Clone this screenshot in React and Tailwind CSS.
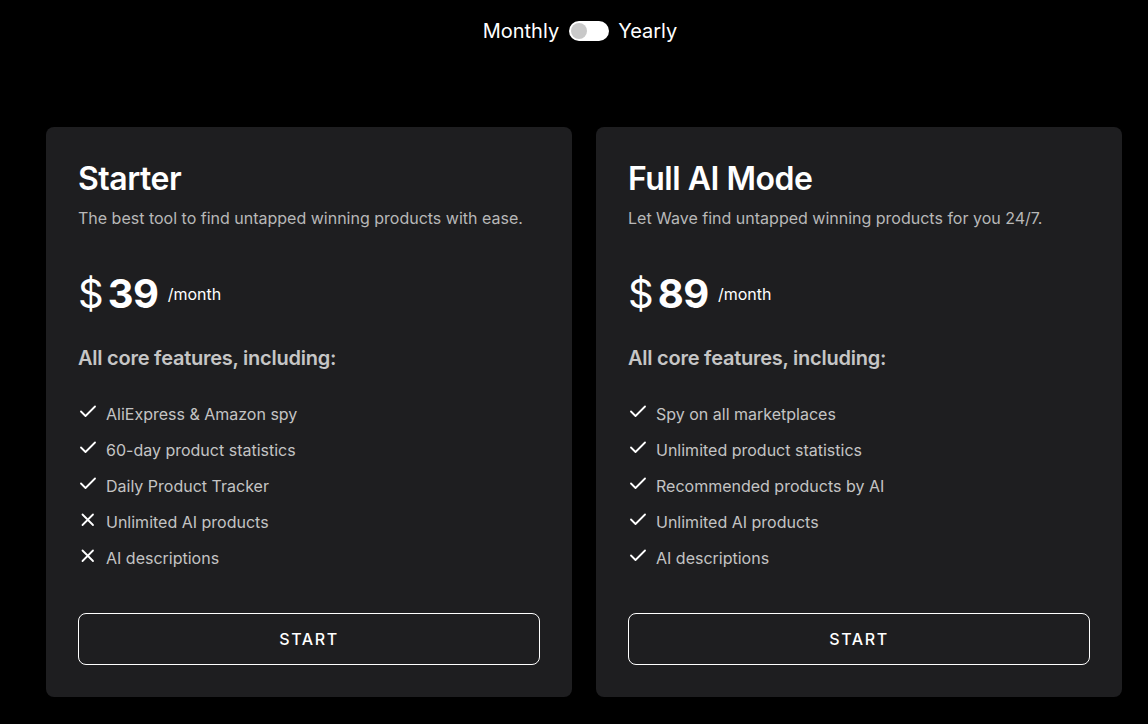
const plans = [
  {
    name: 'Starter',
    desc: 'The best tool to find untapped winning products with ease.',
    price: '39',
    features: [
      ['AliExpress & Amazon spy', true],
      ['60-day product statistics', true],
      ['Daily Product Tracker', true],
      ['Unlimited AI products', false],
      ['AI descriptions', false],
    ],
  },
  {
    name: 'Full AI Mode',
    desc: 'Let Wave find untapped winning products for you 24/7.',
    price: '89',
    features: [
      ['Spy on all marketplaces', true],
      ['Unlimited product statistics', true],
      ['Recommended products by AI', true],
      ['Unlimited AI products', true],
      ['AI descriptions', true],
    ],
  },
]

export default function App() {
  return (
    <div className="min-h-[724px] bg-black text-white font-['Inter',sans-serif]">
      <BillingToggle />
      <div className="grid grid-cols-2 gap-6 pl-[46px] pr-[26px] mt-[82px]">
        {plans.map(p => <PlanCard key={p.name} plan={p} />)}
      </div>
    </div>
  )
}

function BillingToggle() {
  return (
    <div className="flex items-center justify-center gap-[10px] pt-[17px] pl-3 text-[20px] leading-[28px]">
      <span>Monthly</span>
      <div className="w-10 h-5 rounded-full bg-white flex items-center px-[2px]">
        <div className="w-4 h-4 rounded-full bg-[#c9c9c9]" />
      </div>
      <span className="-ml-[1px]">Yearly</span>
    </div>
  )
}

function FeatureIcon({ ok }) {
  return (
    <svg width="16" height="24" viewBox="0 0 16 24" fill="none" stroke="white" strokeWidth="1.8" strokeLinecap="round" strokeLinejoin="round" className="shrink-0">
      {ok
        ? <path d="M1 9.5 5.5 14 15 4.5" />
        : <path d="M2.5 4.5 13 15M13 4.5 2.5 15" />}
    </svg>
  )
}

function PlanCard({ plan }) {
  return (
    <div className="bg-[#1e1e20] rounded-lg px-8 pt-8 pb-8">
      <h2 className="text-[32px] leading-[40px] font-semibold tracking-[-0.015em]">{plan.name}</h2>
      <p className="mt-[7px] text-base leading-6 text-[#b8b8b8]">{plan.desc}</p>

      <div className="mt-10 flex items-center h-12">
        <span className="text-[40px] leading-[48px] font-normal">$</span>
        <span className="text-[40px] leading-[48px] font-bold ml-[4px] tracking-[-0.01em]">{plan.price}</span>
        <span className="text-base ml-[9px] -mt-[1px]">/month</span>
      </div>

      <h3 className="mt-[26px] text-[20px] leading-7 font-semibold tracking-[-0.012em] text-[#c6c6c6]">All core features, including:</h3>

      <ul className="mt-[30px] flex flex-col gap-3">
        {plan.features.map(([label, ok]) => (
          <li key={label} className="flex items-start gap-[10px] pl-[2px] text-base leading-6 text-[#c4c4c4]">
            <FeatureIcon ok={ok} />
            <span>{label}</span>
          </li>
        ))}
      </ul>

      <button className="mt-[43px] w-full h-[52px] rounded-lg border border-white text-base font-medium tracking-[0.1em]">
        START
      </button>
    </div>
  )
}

What to work on » Exclude every picture and copy the remaining data exactly.

Complete response »
Clone this screenshot in React and Tailwind CSS.
const plans = [
  {
    name: 'Starter',
    desc: 'The best tool to find untapped winning products with ease.',
    price: '39',
    features: [
      ['AliExpress & Amazon spy', true],
      ['60-day product statistics', true],
      ['Daily Product Tracker', true],
      ['Unlimited AI products', false],
      ['AI descriptions', false],
    ],
  },
  {
    name: 'Full AI Mode',
    desc: 'Let Wave find untapped winning products for you 24/7.',
    price: '89',
    features: [
      ['Spy on all marketplaces', true],
      ['Unlimited product statistics', true],
      ['Recommended products by AI', true],
      ['Unlimited AI products', true],
      ['AI descriptions', true],
    ],
  },
]

export default function App() {
  return (
    <div className="min-h-[724px] bg-black text-white font-['Inter',sans-serif]">
      <BillingToggle />
      <div className="grid grid-cols-2 gap-6 pl-[46px] pr-[26px] mt-[82px]">
        {plans.map(p => <PlanCard key={p.name} plan={p} />)}
      </div>
    </div>
  )
}

function BillingToggle() {
  return (
    <div className="flex items-center justify-center gap-[10px] pt-[17px] pl-3 text-[20px] leading-[28px]">
      <span>Monthly</span>
      <div className="w-10 h-5 rounded-full bg-white flex items-center px-[2px]">
        <div className="w-4 h-4 rounded-full bg-[#c9c9c9]" />
      </div>
      <span className="-ml-[1px]">Yearly</span>
    </div>
  )
}

function FeatureIcon({ ok }) {
  return (
    <svg width="16" height="24" viewBox="0 0 16 24" fill="none" stroke="white" strokeWidth="1.8" strokeLinecap="round" strokeLinejoin="round" className="shrink-0">
      {ok
        ? <path d="M1 9.5 5.5 14 15 4.5" />
        : <path d="M2.5 4.5 13 15M13 4.5 2.5 15" />}
    </svg>
  )
}

function PlanCard({ plan }) {
  return (
    <div className="bg-[#1e1e20] rounded-lg px-8 pt-8 pb-8">
      <h2 className="text-[32px] leading-[40px] font-semibold tracking-[-0.015em]">{plan.name}</h2>
      <p className="mt-[7px] text-base leading-6 text-[#b8b8b8]">{plan.desc}</p>

      <div className="mt-10 flex items-center h-12">
        <span className="text-[40px] leading-[48px] font-normal">$</span>
        <span className="text-[40px] leading-[48px] font-bold ml-[4px] tracking-[-0.01em]">{plan.price}</span>
        <span className="text-base ml-[9px] -mt-[1px]">/month</span>
      </div>

      <h3 className="mt-[26px] text-[20px] leading-7 font-semibold tracking-[-0.012em] text-[#c6c6c6]">All core features, including:</h3>

      <ul className="mt-[30px] flex flex-col gap-3">
        {plan.features.map(([label, ok]) => (
          <li key={label} className="flex items-start gap-[10px] pl-[2px] text-base leading-6 text-[#c4c4c4]">
            <FeatureIcon ok={ok} />
            <span>{label}</span>
          </li>
        ))}
      </ul>

      <button className="mt-[43px] w-full h-[52px] rounded-lg border border-white text-base font-medium tracking-[0.1em]">
        START
      </button>
    </div>
  )
}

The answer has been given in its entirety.